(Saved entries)
+++
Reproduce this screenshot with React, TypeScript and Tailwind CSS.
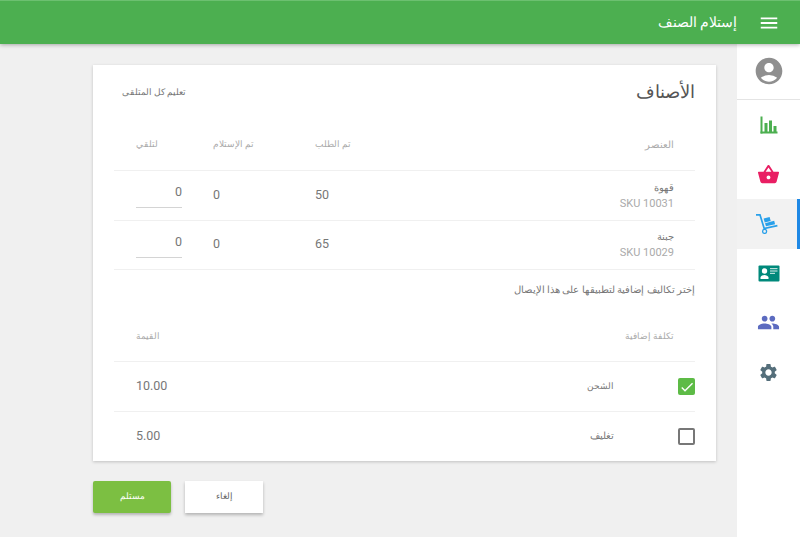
import React from 'react';
import { MdAccountCircle, MdCheck, MdMenu, MdPeople, MdSettings, MdShoppingBasket } from 'react-icons/md';

const ChartIcon = () => (
  <svg width="18" height="18" viewBox="0 0 18 18" fill="#4caf50">
    <rect x="0.5" y="0.5" width="2" height="17" />
    <rect x="0.5" y="15.5" width="17" height="2" />
    <rect x="4.5" y="7" width="3" height="9" />
    <rect x="9" y="4.5" width="3" height="11.5" />
    <rect x="13.5" y="10" width="3" height="6" />
  </svg>
);

const DollyIcon = () => (
  <svg width="22" height="21" viewBox="0 0 22 21" fill="#29a0ea">
    <path d="M0 1h4.6l4.2 13.4 12.4-2.6.4 1.7-14 3L3.4 2.7H0z" />
    <circle cx="8.6" cy="18.4" r="2" fill="none" stroke="#29a0ea" strokeWidth="1.3" />
    <path d="M7.6 5.6l6-1.5 1.1 4-6 1.5z" />
    <path d="M9 10.2l9.2-2.4.9 3.5-9.1 2z" />
  </svg>
);

const CardIcon = () => (
  <svg width="22" height="17" viewBox="0 0 22 17">
    <rect x="0.5" y="0.5" width="21" height="16" rx="1" fill="#00897b" />
    <circle cx="6.5" cy="6" r="2.7" fill="#fff" />
    <path d="M2.5 14v-1.6c0-1.6 2.6-2.5 4-2.5s4 .9 4 2.5V14z" fill="#fff" />
    <rect x="12" y="3" width="7.5" height="1.2" fill="#b7ded9" />
    <rect x="12" y="5.4" width="7.5" height="1.2" fill="#b7ded9" />
    <rect x="12" y="7.8" width="5" height="1.2" fill="#b7ded9" />
  </svg>
);

const sideItems = [
  { icon: <ChartIcon />, active: false },
  { icon: <MdShoppingBasket size={23} color="#e91e63" />, active: false },
  { icon: <DollyIcon />, active: true },
  { icon: <CardIcon />, active: false },
  { icon: <MdPeople size={23} color="#5c6bc0" />, active: false },
  { icon: <MdSettings size={21} color="#546e7a" />, active: false },
];

const items = [
  { name: 'قهوة', sku: 'SKU 10031', ordered: '50' },
  { name: 'جبنة', sku: 'SKU 10029', ordered: '65' },
];

const App = () => {
  return (
    <div
      dir="rtl"
      className="flex h-[537px] w-[800px] flex-col overflow-hidden bg-[#f0f0f0] font-['Roboto',sans-serif]"
    >
      <header className="z-10 flex h-[44px] shrink-0 items-center border-t border-[#6cc070] bg-[#4caf50] text-white shadow-[0_1px_4px_rgba(0,0,0,0.3)]">
        <div className="flex w-[63px] justify-center">
          <MdMenu size={22} />
        </div>
        <span className="text-[14px]">إستلام الصنف</span>
      </header>

      <div className="flex flex-1">
        <aside className="w-[63px] shrink-0 bg-white">
          <div className="flex h-[56px] items-center justify-center pb-[2px] border-b border-[#e4e4e4]">
            <MdAccountCircle size={32} color="#8f8f8f" />
          </div>
          {sideItems.map((item, i) => (
            <div
              key={i}
              className={
                item.active
                  ? 'flex h-[49.5px] items-center justify-center border-r-[3px] border-[#1e88e5] bg-[#f2f2f2]'
                  : 'flex h-[49.5px] items-center justify-center'
              }
            >
              {item.icon}
            </div>
          ))}
        </aside>

        <main className="mr-[21px] w-[623px] pt-[21px]">
          <section className="h-[396px] bg-white px-[21px] shadow-[0_1px_3px_rgba(0,0,0,0.2)]">
            <div className="flex h-[55px] items-center justify-between">
              <h1 className="text-[17.5px] font-normal text-[#555]">الأصناف</h1>
              <button className="ml-[8px] text-[9px] text-[#777]">تعليم كل المتلقى</button>
            </div>

            <div className="grid h-[51px] grid-cols-[1fr_100px_102px_77px] items-center border-b border-[#f0f0f0] pl-[22px] pr-[21px] text-[9px] text-[#aaa]">
              <span className="text-[9.5px]">العنصر</span>
              <span className="justify-self-end">تم الطلب</span>
              <span className="justify-self-end">تم الإستلام</span>
              <span className="justify-self-end">لتلقي</span>
            </div>
            {items.map((item) => (
              <div
                key={item.sku}
                className="grid h-[49.5px] grid-cols-[1fr_100px_102px_77px] items-center border-b border-[#f0f0f0] pl-[22px] pr-[21px] text-[12.5px] text-[#777]"
              >
                <div className="pt-[1px] text-[11px]">
                  <div className="text-[9.5px] leading-[16px] text-[#777]">{item.name}</div>
                  <div dir="ltr" className="text-right leading-[16px] text-[#aaa]">
                    {item.sku}
                  </div>
                </div>
                <span dir="ltr" className="text-left">
                  {item.ordered}
                </span>
                <span dir="ltr" className="text-left">
                  0
                </span>
                <div
                  dir="ltr"
                  className="flex h-[26px] w-[46px] items-start justify-end justify-self-end border-b border-[#d4d4d4] pt-[2px] text-[12.5px] leading-[15px]"
                >
                  0
                </div>
              </div>
            ))}

            <p className="flex h-[41px] items-center text-[9.6px] text-[#777]">
              إختر تكاليف إضافية لتطبيقها على هذا الإيصال
            </p>

            <div className="flex h-[51px] items-center justify-between border-b border-[#f0f0f0] pl-[22px] pr-[21px] pt-[2px] text-[9px] text-[#aaa]">
              <span>تكلفة إضافية</span>
              <span>القيمة</span>
            </div>
            <div className="flex h-[50px] items-center border-b border-[#f0f0f0] pl-[22px] text-[#777]">
              <span className="flex h-[17px] w-[17px] items-center justify-center rounded-[2px] bg-[#5dbb46] text-white">
                <MdCheck size={16} />
              </span>
              <span className="mr-[64px] flex-1 text-[9px]">الشحن</span>
              <span dir="ltr" className="text-[12.5px]">
                10.00
              </span>
            </div>
            <div className="flex h-[50px] items-center pb-[1px] pl-[22px] text-[#777]">
              <span className="h-[17px] w-[17px] rounded-[2px] border-2 border-[#777]" />
              <span className="mr-[64px] flex-1 text-[9.5px]">تغليف</span>
              <span dir="ltr" className="text-[12.5px]">
                5.00
              </span>
            </div>
          </section>

          <div className="mt-[20px] flex justify-end gap-[14px]">
            <button className="h-[32px] w-[78px] bg-white text-[9px] text-[#666] shadow-[0_2px_3px_rgba(0,0,0,0.25)]">
              إلغاء
            </button>
            <button className="h-[32px] w-[78px] rounded-[2px] bg-[#7cbf42] text-[9px] text-white shadow-[0_2px_3px_rgba(0,0,0,0.25)]">
              مستلم
            </button>
          </div>
        </main>
      </div>
    </div>
  );
};

export default App;
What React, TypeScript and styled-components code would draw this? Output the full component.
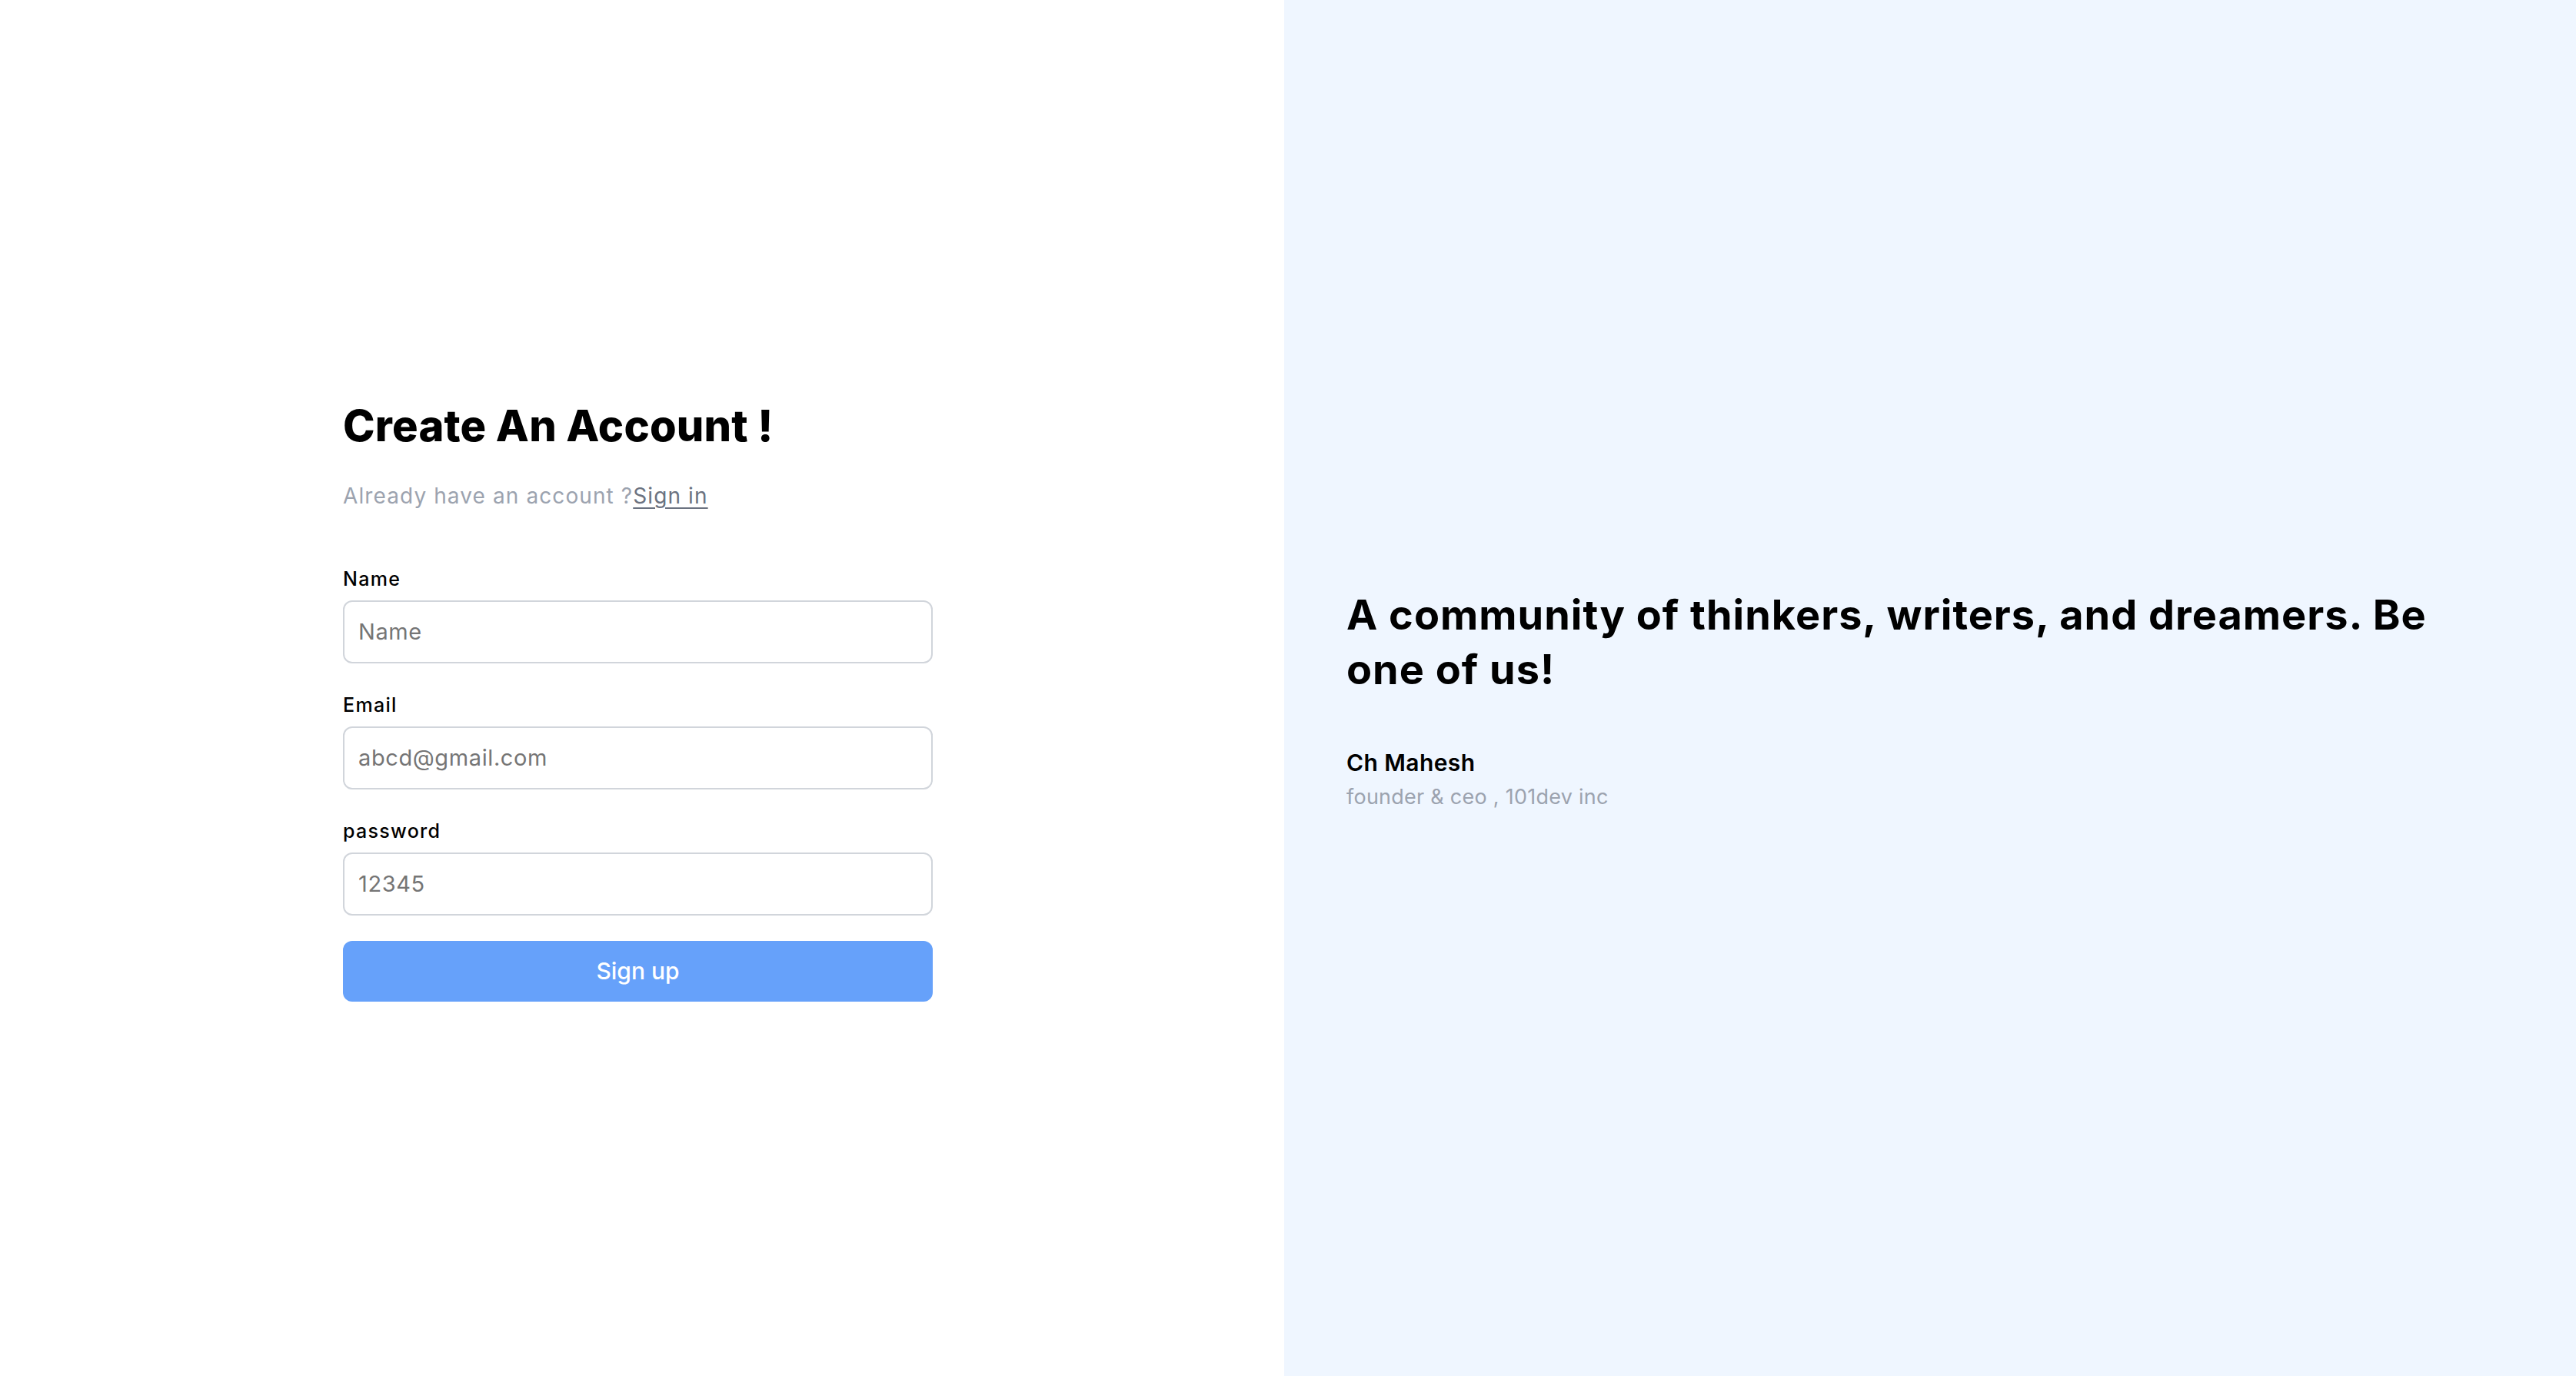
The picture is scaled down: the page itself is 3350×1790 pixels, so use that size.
import React from "react";
import styled, { createGlobalStyle } from "styled-components";

const GlobalStyle = createGlobalStyle`
  html, body { margin: 0; padding: 0; }
  body {
    font-family: Inter, "Noto Sans", "Liberation Sans", sans-serif;
    background: #ffffff;
    color: #000000;
  }
  * { box-sizing: border-box; }
`;

const Page = styled.div`
  display: grid;
  grid-template-columns: 1670px 1fr;
  width: 3350px;
  height: 1790px;
`;

const LeftPane = styled.section`
  display: flex;
  flex-direction: column;
  justify-content: center;
  align-items: center;
  padding: 32px 11px 0 0;
  background: #ffffff;
`;

const FormBox = styled.div`
  width: 767px;
  display: flex;
  flex-direction: column;
`;

const Title = styled.h1`
  margin: 0;
  font-size: 56px;
  line-height: 68px;
  font-weight: 800;
  letter-spacing: 0.2px;
  color: #000;
`;

const Subtitle = styled.p`
  margin: 37px 0 0;
  font-size: 28px;
  line-height: 40px;
  letter-spacing: 1.1px;
  color: #9ca3af;
`;

const SignInLink = styled.a`
  color: #6b7280;
  text-decoration: underline;
  text-underline-offset: 5px;
  text-decoration-thickness: 2px;
  cursor: pointer;
`;

const Fields = styled.div`
  margin-top: 72px;
  display: flex;
  flex-direction: column;
  gap: 38px;
`;

const Field = styled.label`
  display: flex;
  flex-direction: column;
  gap: 12px;
`;

const FieldLabel = styled.span`
  font-size: 25px;
  line-height: 32px;
  font-weight: 500;
  letter-spacing: 1.3px;
  color: #000;
`;

const Input = styled.input`
  width: 100%;
  height: 82px;
  padding: 0 18px;
  border: 2px solid #d1d5db;
  border-radius: 12px;
  font-family: inherit;
  font-size: 29px;
  letter-spacing: 0.6px;
  color: #111827;
  background: #fff;
  outline: none;
  &::placeholder { color: #757575; }
`;

const SubmitButton = styled.button`
  margin-top: 33px;
  width: 100%;
  height: 79px;
  border: none;
  border-radius: 12px;
  background: #66a1fa;
  color: #ffffff;
  font-family: inherit;
  font-size: 30px;
  font-weight: 500;
  cursor: pointer;
`;

const RightPane = styled.section`
  display: flex;
  flex-direction: column;
  justify-content: center;
  padding: 28px 77px 0 81px;
  background: #eff6ff;
`;

const Quote = styled.div`
  max-width: 1460px;
`;

const QuoteText = styled.h2`
  margin: 0;
  font-size: 54px;
  line-height: 71px;
  font-weight: 700;
  letter-spacing: 1px;
  color: #000;
`;

const Author = styled.div`
  margin-top: 66px;
  font-size: 30px;
  line-height: 40px;
  font-weight: 600;
  letter-spacing: 0.4px;
  color: #000;
`;

const Role = styled.div`
  margin-top: 7px;
  font-size: 27px;
  line-height: 36px;
  letter-spacing: 0.25px;
  color: #9ca3af;
`;

export default function App() {
  return (
    <>
      <GlobalStyle />
      <Page>
        <LeftPane>
          <FormBox>
            <Title>Create An Account !</Title>
            <Subtitle>
              Already have an account ?<SignInLink>Sign in</SignInLink>
            </Subtitle>
            <Fields>
              <Field>
                <FieldLabel>Name</FieldLabel>
                <Input type="text" placeholder="Name" />
              </Field>
              <Field>
                <FieldLabel>Email</FieldLabel>
                <Input type="email" placeholder="abcd@gmail.com" />
              </Field>
              <Field>
                <FieldLabel>password</FieldLabel>
                <Input type="password" placeholder="12345" />
              </Field>
            </Fields>
            <SubmitButton type="button">Sign up</SubmitButton>
          </FormBox>
        </LeftPane>
        <RightPane>
          <Quote>
            <QuoteText>
              A community of thinkers, writers, and dreamers. Be one of us!
            </QuoteText>
            <Author>Ch Mahesh</Author>
            <Role>founder &amp; ceo , 101dev inc</Role>
          </Quote>
        </RightPane>
      </Page>
    </>
  );
}
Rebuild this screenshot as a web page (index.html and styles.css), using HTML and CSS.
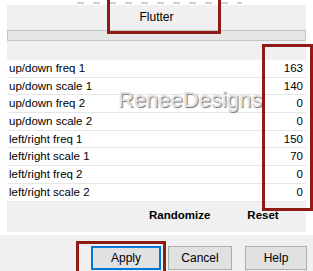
FILE: index.html
```html
<!DOCTYPE html>
<html lang="en">
<head>
    <meta charset="UTF-8">
    <title>Flutter</title>
    <link rel="stylesheet" href="styles.css">
</head>
<body>

<div class="tabs"></div>

<div class="panel">
    <div class="effect-name">Flutter</div>
    <div class="bar"></div>

    <div class="params">
        <div class="row"><span>up/down freq 1</span><span>163</span></div>
        <div class="row"><span>up/down scale 1</span><span>140</span></div>
        <div class="row"><span>up/down freq 2</span><span>0</span></div>
        <div class="row"><span>up/down scale 2</span><span>0</span></div>
        <div class="row"><span>left/right freq 1</span><span>150</span></div>
        <div class="row"><span>left/right scale 1</span><span>70</span></div>
        <div class="row"><span>left/right freq 2</span><span>0</span></div>
        <div class="row"><span>left/right scale 2</span><span>0</span></div>
    </div>

    <div class="panel-foot">
        <span class="randomize">Randomize</span>
        <span class="reset">Reset</span>
    </div>
</div>

<div class="buttons">
    <button class="btn btn-apply">Apply</button>
    <button class="btn btn-cancel">Cancel</button>
    <button class="btn btn-help">Help</button>
</div>

<!-- marca de agua y recuadros rojos encima -->
<div class="watermark">ReneeDesigns</div>
<div class="mark mark-name"></div>
<div class="mark mark-values"></div>
<div class="mark mark-apply"></div>

</body>
</html>
```

FILE: styles.css
```css
html, body {
    margin: 0;
    padding: 0;
}
body {
    position: relative;
    width: 313px;
    height: 271px;
    overflow: hidden;
    background: #ffffff;
    font-family: 'Liberation Sans', Arial, sans-serif;
    font-size: 11.5px;
    color: #000;
}

.tabs {
    height: 2px;
    width: 165px;
    margin: 2px 0 1px 77px;
    background: repeating-linear-gradient(90deg, #cfcfcf 0 7px, transparent 7px 16px);
}

.panel {
    margin-left: 7px;
    width: 299px;
    height: 227px;
    background: #f0f0f0;
}

.effect-name {
    height: 25px;
    line-height: 25px;
    text-align: center;
    font-size: 12px;
}

.bar {
    height: 9px;
    border: 1px solid #c4c4c4;
    background: #e6e6e6;
}

.params {
    margin-top: 19px;
    background: #ffffff;
}
.row {
    display: flex;
    justify-content: space-between;
    height: 16.7px;
    line-height: 16.7px;
    padding: 0 3px 0 2px;
    border-bottom: 1px solid #e6e6e6;
}

.panel-foot {
    display: flex;
    padding: 7px 0 0 142px;
    font-weight: bold;
    font-size: 11.5px;
}
.reset { margin-left: 37px; }

.buttons {
    display: flex;
    margin-top: 3px;
    padding: 11px 0 0 91px;
    height: 25px;
    background: #f0f0f0;
}
.btn {
    height: 24px;
    padding: 0;
    border: 1px solid #adadad;
    background: #e1e1e1;
    font-family: 'Liberation Sans', Arial, sans-serif;
    font-size: 12px;
    color: #000;
}
.btn-apply {
    width: 70px;
    border-color: #0078d7;
    box-shadow: inset 0 0 0 1px #0078d7;
}
.btn-cancel { width: 64px; margin-left: 7px; }
.btn-help { width: 62px; margin-left: 13px; }

.watermark {
    position: absolute;
    left: 118px;
    top: 87px;
    font-size: 22px;
    color: #e4e4e4;
    text-shadow: 1px 1px 1px #6f6f6f;
}

.mark {
    position: absolute;
    border: 3px solid #8e1b14;
}
.mark-name { left: 107px; top: -4px; width: 108px; height: 32px; }
.mark-values { left: 262px; top: 44px; width: 45px; height: 161px; }
.mark-apply { left: 76px; top: 241px; width: 84px; height: 27px; border-bottom-width: 0; }
```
+++
Task statement: Determine how many lines in the listing above hold the string "styles", then write only the number.

Exercise result: 3